When Australian researchers not connected to Brown’s team compared Flo’s skull with skulls of several modern people and of two fossil individuals with microcephaly, they came to the same conclusion (SN: 7/15/06, p. 37: Available to subscribers at Little Ancestor, Big Debate: Tiny islanders’ identity sparks dispute).
Such findings are persuasive to anthropologist Bernard Wood of George Washington University in Washington, D.C. Much asymmetry in Flo’s skull occurred not during development but after her remains became encased in soil that shifted over time and reshaped the bone, Wood argues.
Out on a limb
Scientific defenders of H. floresiensis have also stepped forward with analyses of Flo’s arms and legs. In presentations at the Paleoanthropology Society’s annual meeting in San Juan, Puerto Rico, last April, Susan G. Larson and William L. Jungers, both of the State University of New York at Stony Brook, described Flo as a healthy H. floresiensis with some unusual limb features.
Larson reported that Flo’s kind possessed substantially shorter collarbones, relative to arm length, than any modern human has. This trait would have pulled the shoulders in and close to the head.

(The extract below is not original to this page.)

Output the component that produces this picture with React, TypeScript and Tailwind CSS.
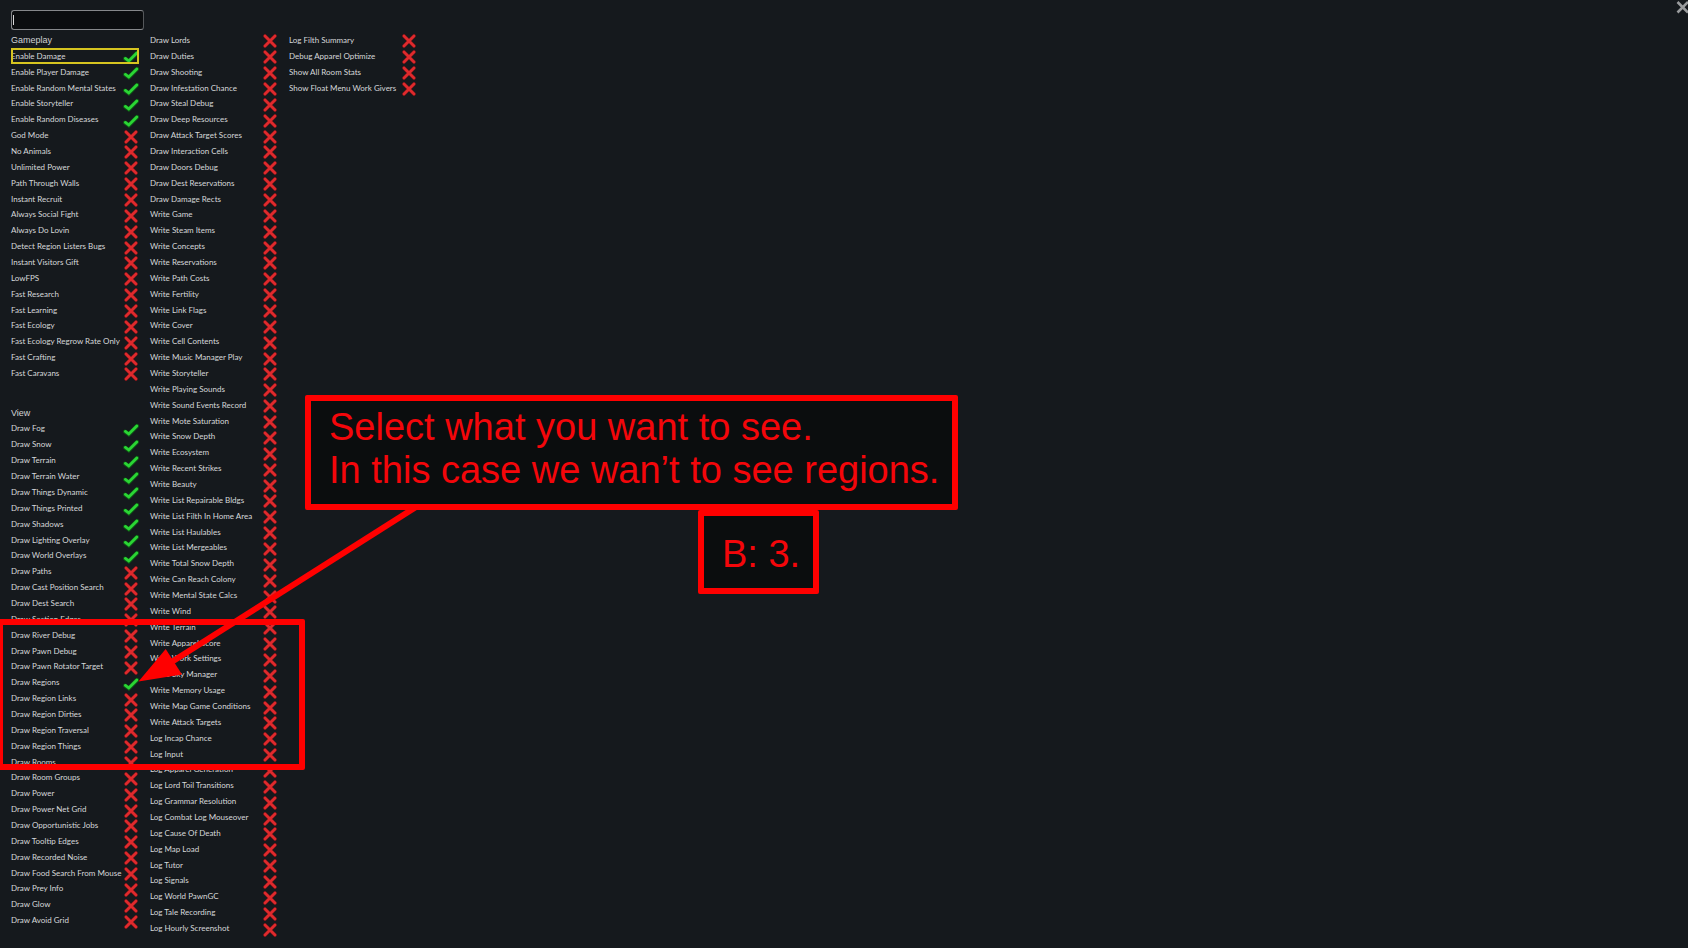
import { useState } from "react";

type Setting = { name: string; on?: boolean };

const off = (names: string[]): Setting[] => names.map((name) => ({ name }));
const on = (names: string[]): Setting[] => names.map((name) => ({ name, on: true }));

const gameplay: Setting[] = [
  ...on([
    "Enable Damage",
    "Enable Player Damage",
    "Enable Random Mental States",
    "Enable Storyteller",
    "Enable Random Diseases",
  ]),
  ...off([
    "God Mode",
    "No Animals",
    "Unlimited Power",
    "Path Through Walls",
    "Instant Recruit",
    "Always Social Fight",
    "Always Do Lovin",
    "Detect Region Listers Bugs",
    "Instant Visitors Gift",
    "LowFPS",
    "Fast Research",
    "Fast Learning",
    "Fast Ecology",
    "Fast Ecology Regrow Rate Only",
    "Fast Crafting",
    "Fast Caravans",
  ]),
];

const view: Setting[] = [
  ...on([
    "Draw Fog",
    "Draw Snow",
    "Draw Terrain",
    "Draw Terrain Water",
    "Draw Things Dynamic",
    "Draw Things Printed",
    "Draw Shadows",
    "Draw Lighting Overlay",
    "Draw World Overlays",
  ]),
  ...off([
    "Draw Paths",
    "Draw Cast Position Search",
    "Draw Dest Search",
    "Draw Section Edges",
    "Draw River Debug",
    "Draw Pawn Debug",
    "Draw Pawn Rotator Target",
  ]),
  ...on(["Draw Regions"]),
  ...off([
    "Draw Region Links",
    "Draw Region Dirties",
    "Draw Region Traversal",
    "Draw Region Things",
    "Draw Rooms",
    "Draw Room Groups",
    "Draw Power",
    "Draw Power Net Grid",
    "Draw Opportunistic Jobs",
    "Draw Tooltip Edges",
    "Draw Recorded Noise",
    "Draw Food Search From Mouse",
    "Draw Prey Info",
    "Draw Glow",
    "Draw Avoid Grid",
  ]),
];

const second: Setting[] = off([
  "Draw Lords",
  "Draw Duties",
  "Draw Shooting",
  "Draw Infestation Chance",
  "Draw Steal Debug",
  "Draw Deep Resources",
  "Draw Attack Target Scores",
  "Draw Interaction Cells",
  "Draw Doors Debug",
  "Draw Dest Reservations",
  "Draw Damage Rects",
  "Write Game",
  "Write Steam Items",
  "Write Concepts",
  "Write Reservations",
  "Write Path Costs",
  "Write Fertility",
  "Write Link Flags",
  "Write Cover",
  "Write Cell Contents",
  "Write Music Manager Play",
  "Write Storyteller",
  "Write Playing Sounds",
  "Write Sound Events Record",
  "Write Mote Saturation",
  "Write Snow Depth",
  "Write Ecosystem",
  "Write Recent Strikes",
  "Write Beauty",
  "Write List Repairable Bldgs",
  "Write List Filth In Home Area",
  "Write List Haulables",
  "Write List Mergeables",
  "Write Total Snow Depth",
  "Write Can Reach Colony",
  "Write Mental State Calcs",
  "Write Wind",
  "Write Terrain",
  "Write Apparel Score",
  "Write Work Settings",
  "Write Sky Manager",
  "Write Memory Usage",
  "Write Map Game Conditions",
  "Write Attack Targets",
  "Log Incap Chance",
  "Log Input",
  "Log Apparel Generation",
  "Log Lord Toil Transitions",
  "Log Grammar Resolution",
  "Log Combat Log Mouseover",
  "Log Cause Of Death",
  "Log Map Load",
  "Log Tutor",
  "Log Signals",
  "Log World PawnGC",
  "Log Tale Recording",
  "Log Hourly Screenshot",
]);

const third: Setting[] = off([
  "Log Filth Summary",
  "Debug Apparel Optimize",
  "Show All Room Stats",
  "Show Float Menu Work Givers",
]);

// Every column shares the same half-row tracks, so a section can start between two rows.
const columnClass = "grid w-32 shrink-0 grid-cols-[minmax(0,1fr)] grid-rows-[repeat(114,minmax(0,1fr))]";
const headingClass =
  "row-span-2 flex items-center font-['Liberation_Sans',sans-serif] text-[9px] leading-4 text-[#d0d2d4]";

function Row({ setting, highlighted }: { setting: Setting; highlighted?: boolean }) {
  const [checked, setChecked] = useState(Boolean(setting.on));
  return (
    <label
      className={
        "row-span-2 flex items-center justify-between whitespace-nowrap text-[8px] leading-4 text-[#d6d8da] " +
        (highlighted ? "outline-2 -outline-offset-2 outline-[#d6c420]" : "")
      }
    >
      <span className="min-w-0">{setting.name}</span>
      <span className="grid w-4 shrink-0 place-items-center pt-[3px]">
        <input
          type="checkbox"
          checked={checked}
          onChange={(e) => setChecked(e.target.checked)}
          className="col-start-1 row-start-1 size-3.5 appearance-none outline-none"
        />
        {checked ? (
          <svg viewBox="0 0 16 14" className="pointer-events-none col-start-1 row-start-1 h-3.5 w-4" fill="none" strokeLinecap="round">
            <path d="M2.2 8.6 L5.8 11.2 L14 3" stroke="#0d5a14" strokeWidth="4.2" />
            <path d="M2.4 8.4 L5.8 11 L13.8 3" stroke="#2bd535" strokeWidth="2.8" />
          </svg>
        ) : (
          <svg viewBox="0 0 14 14" className="pointer-events-none col-start-1 row-start-1 size-3.5" fill="none" strokeLinecap="round">
            <path d="M2 2 L12 12 M12 2 L2 12" stroke="#6d1518" strokeWidth="3.8" />
            <path d="M2 2 L12 12 M12 2 L2 12" stroke="#de2a2d" strokeWidth="2.6" />
          </svg>
        )}
      </span>
    </label>
  );
}

function Annotations() {
  return (
    <>
      <div className="absolute top-[619px] -left-[3px] h-[151px] w-[308px] rounded-xs border-6 border-[#ff0000]" />
      <svg className="pointer-events-none absolute top-[500px] left-[130px] h-[190px] w-[300px]" viewBox="130 500 300 190">
        <path d="M416 507 L170 663" stroke="#ff0000" strokeWidth="6" />
        <path d="M138.500 681.500 L165.700 649 L182 674.500 Z" fill="#ff0000" />
      </svg>
      <p className="absolute top-[395px] left-[305px] h-[115px] w-[653px] rounded-xs border-6 border-[#ff0000] bg-[#0b0d0e] pt-[5px] pl-[18px] text-[38px] leading-[43px] whitespace-nowrap text-[#f4060a]">
        Select what you want to see.
        <br />
        In this case we wan’t to see regions.
      </p>
      <p className="absolute top-[510px] left-[698px] h-[84px] w-[121px] rounded-xs border-6 border-[#ff0000] bg-[#0b0d0e] pt-[17px] pl-[18px] text-[38px] leading-[43px] whitespace-nowrap text-[#f4060a]">
        B: 3.
      </p>
    </>
  );
}

export default function App() {
  const [query, setQuery] = useState("");
  return (
    <main className="relative flex h-screen min-h-[900px] flex-col overflow-hidden bg-[#15191d] pb-3 pl-[11px] font-['Liberation_Sans',sans-serif]">
      <header className="flex h-8 shrink-0 items-start justify-between">
        <div className="relative mt-2.5">
          <input
            type="text"
            aria-label="Filter settings"
            value={query}
            onChange={(e) => setQuery(e.target.value)}
            className="block h-5 w-[133px] rounded-[3px] border border-[#85878a] border-r-[#55585b] bg-[#0b0d0f] px-1 text-[9px] text-white caret-transparent outline-none"
          />
          <span className="absolute top-[5px] left-0.5 h-2.5 w-px bg-[#d8d8d8]" />
        </div>
        <button type="button" aria-label="Close" className="-mr-px">
          <svg viewBox="0 0 14 14" className="size-3.5" fill="none" stroke="#999b9d" strokeWidth="2.6">
            <path d="M2.500 2 L13 12.500 M13 2 L2.500 12.500" />
          </svg>
        </button>
      </header>
      <div className="flex min-h-0 flex-1 gap-[11px] font-['Lato','Open_Sans',sans-serif]">
        <section className={columnClass}>
          <h2 className={headingClass}>Gameplay</h2>
          {gameplay.map((s, i) => (
            <Row key={s.name} setting={s} highlighted={i === 0} />
          ))}
          <div className="row-span-3" />
          <h2 className={headingClass}>View</h2>
          {view.map((s) => (
            <Row key={s.name} setting={s} />
          ))}
        </section>
        <section className={columnClass}>
          {second.map((s) => (
            <Row key={s.name} setting={s} />
          ))}
        </section>
        <section className={columnClass}>
          {third.map((s) => (
            <Row key={s.name} setting={s} />
          ))}
        </section>
      </div>
      <Annotations />
    </main>
  );
}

The leg strength of Flo and her peers was “in another universe,” Jungers reported (SN: 5/13/06, p. 302: Available to subscribers at Ancient islanders get a leg up). In build and body size, which he estimates at 55 to 75 pounds, Flo resembles Lucy, the 3.2-million-year-old Australopithecus afarensis skeleton from eastern Africa, Jungers says.

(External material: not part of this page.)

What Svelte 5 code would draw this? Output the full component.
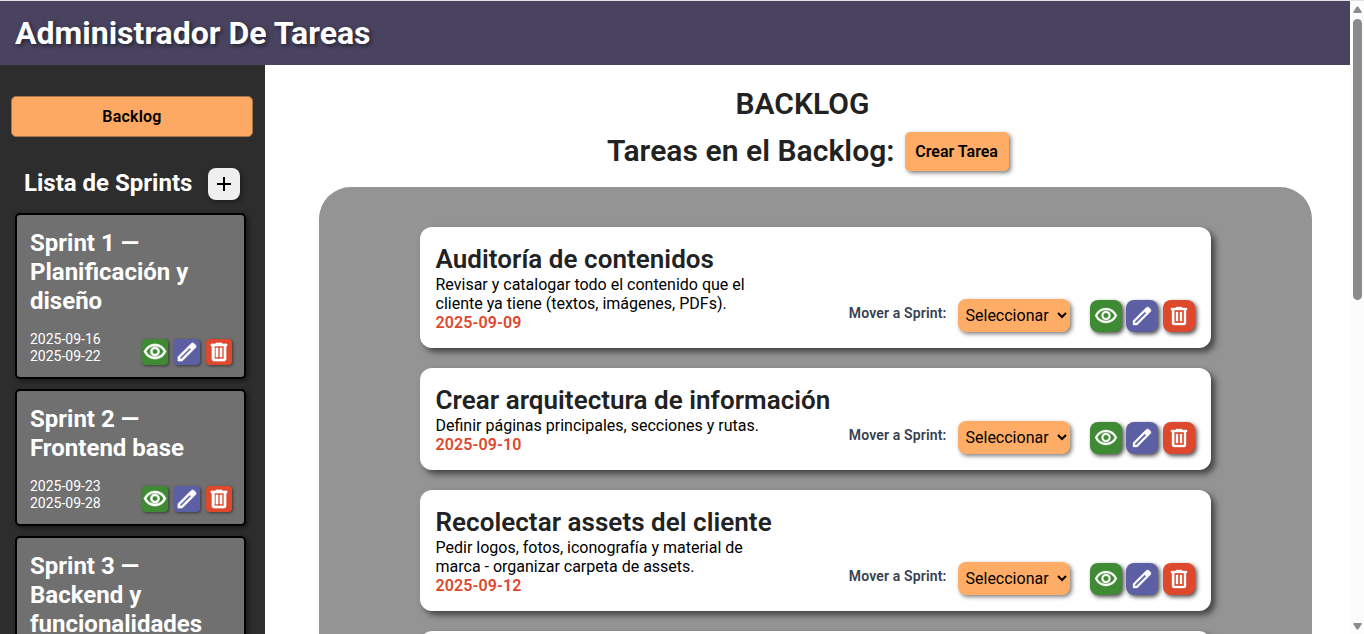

Jungers rejects the new portrait of Flo as a developmentally disabled human. In his measurements, the specimen shows normal outer-bone thickness, not the thin walls reported by Jacob’s group.
Moreover, Jungers contends, marks made by muscles on bone, or the lack of marks, implies nothing about an individual’s mobility. He cites animal studies showing that even intensive exercise doesn’t alter the appearance of spots where muscle attaches to bone. He also emphasizes that Flo’s limb proportions and estimated height don’t appear in any known human population, even the smallest pygmies.
Jacob and his colleagues reject these arguments. For example, they regard Jungers’ measurements and his estimate of Flo’s height as inaccurate.
Another scientific standoff concerns Stone Age tools found at the Liang Bua Cave and at sites dated between 840,000 and 700,000 years old in the nearby Soa Basin (SN: 6/3/06, p. 341: Available to subscribers at Stones of Contention: Tiny Homo species tied to ancient tool tradition). Flo’s discoverers assert that similarities among these artifacts show that H. floresiensis carried on a toolmaking tradition passed down for countless generations by its island forebears.
Critics, such as Martin, argue that only individuals with human-size brains could have fashioned tools as complex as those found at Liang Bua. They suspect that the Soa Basin implements are much younger than 700,000 years.
Who’s that lady?
It’s hard to know when the clouds will part and Flo’s true evolutionary identity will shine through. To make matters worse, Flo’s discoverers say that Jacob and his coworkers studied the Liang Bua fossils after furtively borrowing the bones without first gaining permission to do so from the Indonesian National Center for Archaeology, breaking a written agreement between that body and the University of New England.
Jacob didn’t answer a request to respond to this accusation.
Better tests of the competing views of the Flores fossils will come with further fossil discoveries on the island and with extraction of DNA from Flo’s bones, says anthropologist Tim D. White of the University of California, Berkeley.
Like any mystery woman, Flo watches impassively as scientific suitors slug it out for the right to give her a lasting name.